P.S. I'm at work right now and shouldn't even be on here lol. If there's a lot of typos I apolgize but I can't take anymore time on this blog. I should be working... My boss is staring at me right now... OH SHIT HERE HE COMES.
"I personally find it infuriating that there are people pushing the narrative that all women have been placed on a pedestal and are fed an abundance of validation and praise; Yet women with our phenotype are consistently disrespected, verbally berated, used as tools for the betterment of others(had a dude ask me to be his sugar momma... I wonder if that emboldenment comes with the pedestal they speak of), and told to remain silent about it."

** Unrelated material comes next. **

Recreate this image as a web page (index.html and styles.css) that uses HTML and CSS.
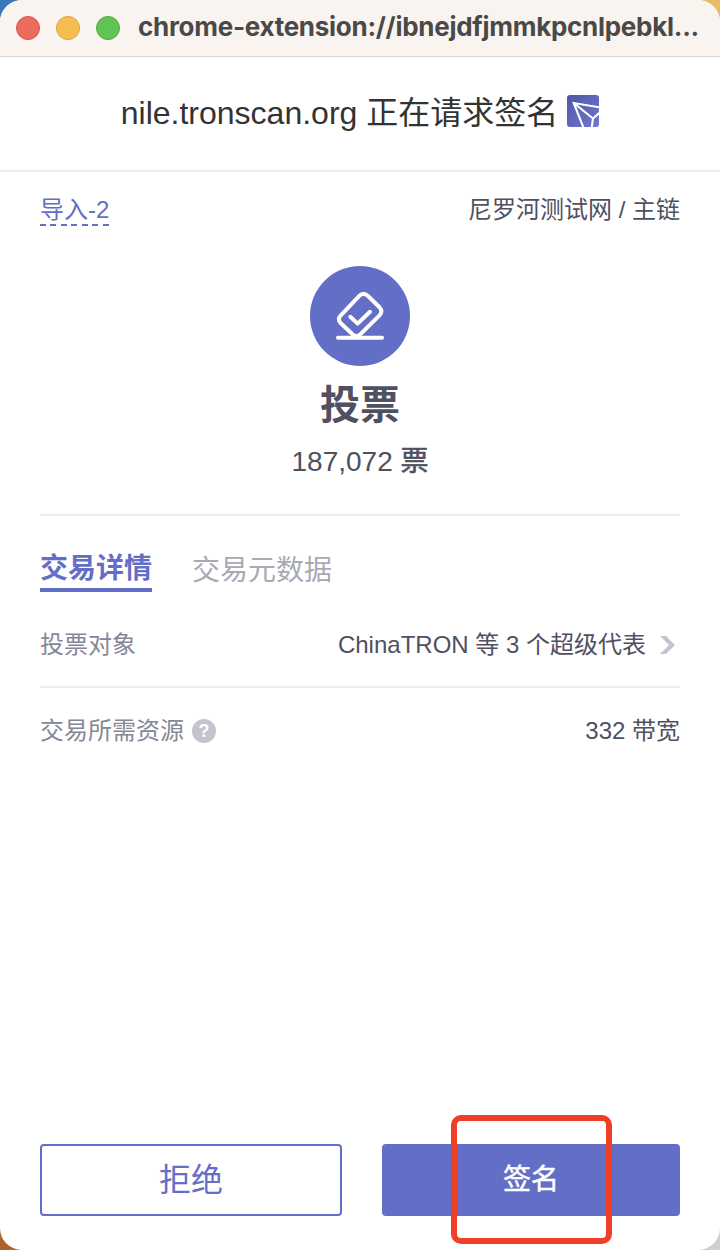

Same. I'm having a conversation with someone else about this subject at the moment and I simply can't relate. I'm breaking it down for them what it actually looks like out here for some of us, my inability to relate to their difficulties -…
Our stories are so similar its eerie, or perhaps a failing of society as I fear there are many who share our phenotype who are experiencing this very thing as I type.
Thank you for sharing your story and experiences.